Ariel Jurow Kleiman

Professor of Law
Last Updated: April 2, 2025

Ariel Jurow Kleiman is a nationally recognized expert on tax law and policy. Her research explores how tax and fiscal policies affect low-income and vulnerable households at the local, state, and federal levels. Her publications have appeared in top legal journals including the Georgetown Law Journal, Harvard Law Review, Iowa Law Review, University of Pennsylvania Law Review, University of Minnesota Law Review, Tax Law Review, and Yale Law Journal, among others. She regularly advises journalists, think tanks, and public interest organizations and is a frequent contributor to national news outlets, including the Associated Press, Bloomberg, The Hill, NPR, San Francisco Chronicle, Vox, Washington Post, and others.

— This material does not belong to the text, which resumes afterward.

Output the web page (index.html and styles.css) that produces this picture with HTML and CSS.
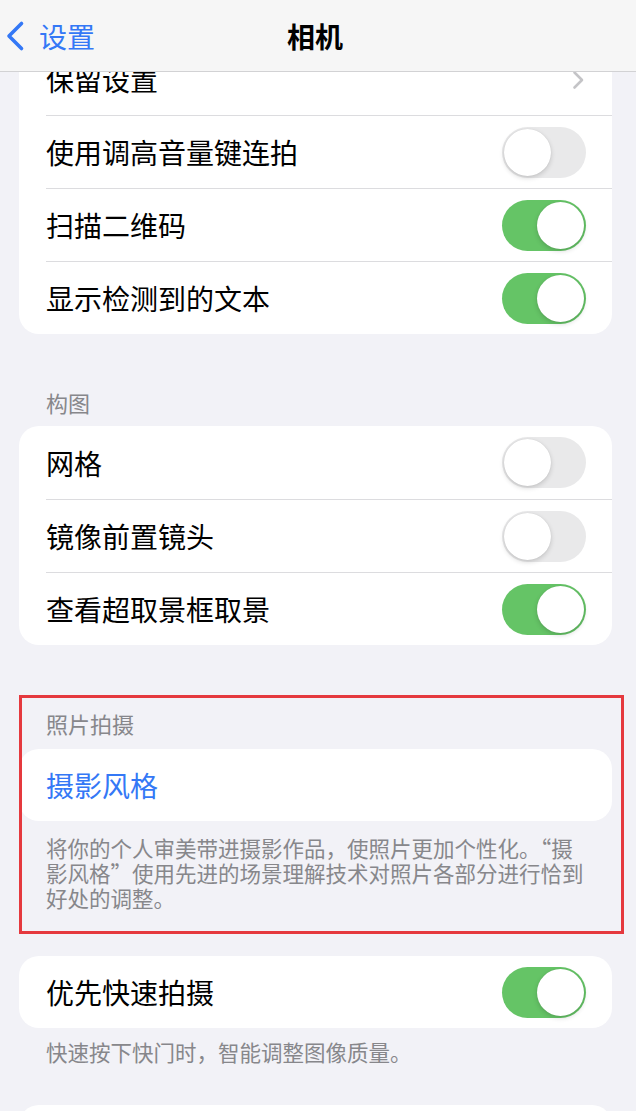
FILE: index.html
```html
<!DOCTYPE html>
<html lang="zh-CN">
<head>
    <meta charset="UTF-8">
    <meta name="viewport" content="width=device-width, initial-scale=1.0">
    <title>相机</title>
    <link rel="stylesheet" href="styles.css">
</head>
<body>
    <header class="nav">
        <a class="nav-back" href="#">
            <svg width="22" height="32" viewBox="0 0 22 32" aria-hidden="true">
                <path d="M17.5 3.5 L5 16 L17.5 28.5" fill="none" stroke="#3478f6" stroke-width="3.6" stroke-linecap="round" stroke-linejoin="round"/>
            </svg>
            <span>设置</span>
        </a>
        <h1 class="nav-title">相机</h1>
        <div></div>
    </header>

    <main class="settings">
        <div class="card">
            <div class="row">
                <div class="row-inner first">
                    <span class="label">保留设置</span>
                    <svg class="chevron" width="13" height="20" viewBox="0 0 13 20" aria-hidden="true">
                        <path d="M2.5 2.5 L10 10 L2.5 17.5" fill="none" stroke="#c4c4c7" stroke-width="2.6" stroke-linecap="round" stroke-linejoin="round"/>
                    </svg>
                </div>
            </div>
            <div class="row">
                <div class="row-inner">
                    <span class="label">使用调高音量键连拍</span>
                    <span class="switch"></span>
                </div>
            </div>
            <div class="row">
                <div class="row-inner">
                    <span class="label">扫描二维码</span>
                    <span class="switch on"></span>
                </div>
            </div>
            <div class="row">
                <div class="row-inner">
                    <span class="label">显示检测到的文本</span>
                    <span class="switch on"></span>
                </div>
            </div>
        </div>

        <h2 class="group-title spaced">构图</h2>
        <div class="card">
            <div class="row">
                <div class="row-inner first">
                    <span class="label">网格</span>
                    <span class="switch"></span>
                </div>
            </div>
            <div class="row">
                <div class="row-inner">
                    <span class="label">镜像前置镜头</span>
                    <span class="switch"></span>
                </div>
            </div>
            <div class="row">
                <div class="row-inner">
                    <span class="label">查看超取景框取景</span>
                    <span class="switch on"></span>
                </div>
            </div>
        </div>

        <section class="highlight">
            <h2 class="group-title">照片拍摄</h2>
            <div class="card">
                <div class="row">
                    <div class="row-inner first">
                        <span class="label link">摄影风格</span>
                    </div>
                </div>
            </div>
            <p class="group-note wide">将你的个人审美带进摄影作品，使照片更加个性化。“摄<br>影风格”使用先进的场景理解技术对照片各部分进行恰到<br>好处的调整。</p>
        </section>

        <div class="card after-highlight">
            <div class="row">
                <div class="row-inner first">
                    <span class="label">优先快速拍摄</span>
                    <span class="switch on"></span>
                </div>
            </div>
        </div>
        <p class="group-note">快速按下快门时，智能调整图像质量。</p>

        <div class="card last"></div>
    </main>
</body>
</html>
```

FILE: styles.css
```css
:root {
    --page-bg: #f2f2f7;
    --nav-bg: #f6f6f6;
    --card-bg: #ffffff;
    --text: #000000;
    --muted: #87878b;
    --blue: #3478f6;
    --green: #65c466;
    --switch-off: #e9e9ea;
    --separator: #dcdcdf;
    --highlight: #e5393e;
}

* {
    box-sizing: border-box;
}

body {
    margin: 0;
    height: 1111px;
    overflow: hidden;
    background-color: var(--page-bg);
    font-family: "Noto Sans CJK SC", "Noto Sans", sans-serif;
    color: var(--text);
}

/* top navigation bar, sits over the scrolled list */
.nav {
    position: relative;
    z-index: 2;
    display: grid;
    grid-template-columns: 1fr auto 1fr;
    align-items: center;
    height: 72px;
    padding-right: 6px;
    background-color: var(--nav-bg);
    border-bottom: 1px solid #d2d2d4;
}

.nav-back {
    display: flex;
    align-items: center;
    gap: 13px;
    margin-left: 4px;
    color: var(--blue);
    text-decoration: none;
    font-size: 28px;
    line-height: 1;
}

.nav-back svg {
    display: block;
}

.nav-title {
    margin: 0;
    font-size: 28px;
    font-weight: 700;
    line-height: 1;
}

.settings {
    margin-top: -30px;
    padding: 0 24px 0 19px;
}

.card {
    background-color: var(--card-bg);
    border-radius: 20px;
    overflow: hidden;
}

.row {
    padding-left: 27px;
}

.row-inner {
    display: flex;
    align-items: center;
    justify-content: space-between;
    height: 73px;
    padding-right: 26px;
    border-top: 1px solid var(--separator);
}

.row-inner.first {
    border-top: none;
}

.label {
    font-size: 28px;
    line-height: 1;
}

.label.link {
    color: var(--blue);
}

.chevron {
    display: block;
    margin-right: 1px;
    margin-top: 3px;
}

/* iOS style switch */
.switch {
    position: relative;
    flex: none;
    width: 84px;
    height: 51px;
    border-radius: 26px;
    background-color: var(--switch-off);
}

.switch::after {
    content: "";
    position: absolute;
    top: 2px;
    left: 2px;
    width: 47px;
    height: 47px;
    border-radius: 50%;
    background-color: #ffffff;
    box-shadow: 0 2px 5px rgba(0, 0, 0, 0.16), 0 0 1px rgba(0, 0, 0, 0.12);
}

.switch.on {
    background-color: var(--green);
}

.switch.on::after {
    left: 35px;
}

.group-title {
    margin: 0;
    padding: 15px 0 11px 27px;
    font-size: 22px;
    font-weight: 400;
    line-height: 26px;
    color: var(--muted);
}

.group-title.spaced {
    padding-top: 55px;
}

.group-note {
    margin: 14px 0 0;
    padding: 0 27px;
    font-size: 21.5px;
    line-height: 25px;
    color: var(--muted);
}

.group-note.wide {
    padding-right: 0;
    white-space: nowrap;
}

/* red annotation frame around the photo section */
.highlight {
    position: relative;
    margin-top: 50px;
    padding-bottom: 24px;
}

.highlight::after {
    content: "";
    position: absolute;
    top: 0;
    bottom: 0;
    left: 0;
    right: -12px;
    border: 3px solid var(--highlight);
    pointer-events: none;
}

.highlight .card .row-inner {
    height: 72px;
}

.highlight .card {
    margin-top: 2px;
}

.after-highlight {
    margin-top: 22px;
}

.after-highlight .row-inner {
    height: 72px;
}

.after-highlight + .group-note {
    margin-top: 11px;
    line-height: 26px;
}

.card.last {
    height: 40px;
    margin-top: 40px;
}
```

In 2023, Jurow Kleiman was selected to serve as the sole academic member of a Congressionally mandated independent task force evaluating the feasibility of the IRS creating “Direct File,” a system that allows taxpayers to file their tax returns for free directly to the IRS. The work, which directly informed the Treasury Department’s decision to pilot a Direct File system, received significant media coverage, including in The Wall Street Journal, Bloomberg, Associated Press, Vox, and other major media outlets.

Prior to teaching, Jurow Kleiman was awarded a Skadden Fellowship to work at Bet Tzedek Legal Services in Los Angeles, where she founded and directed the Bet Tzedek Low-Income Taxpayer Clinic.  The program, which continues to thrive in her absence, represents low-income taxpayers against the IRS and California Franchise Tax Board. Since its founding, the clinic has earned millions of dollars in savings and refunds for its clients. Jurow Kleiman also serves as the Chair of the Board of Directors for the Institute for Responsive Government Action, an organization that advocates for solutions that make government more efficient, accessible, and responsive to the needs of real human beings.

In 2023, Jurow Kleiman was a Herman Phleger Visiting Professor of Law at Stanford Law School and a Hugh Ault Fellow at the Max Planck Institute for Tax Law and Public Finance. Before joining USC, she worked as a Professor of Law at Loyola Law School, Los Angeles, an Associate Professor at the University of San Diego School of Law, and an Acting Assistant Professor of Tax Law at NYU. She received a BA, summa cum laude, from UCLA; MS in development studies from the London School of Economics; and JD from Yale Law School, where she was awarded the Florence M. Kelley Prize for her writing on taxation of migrant families.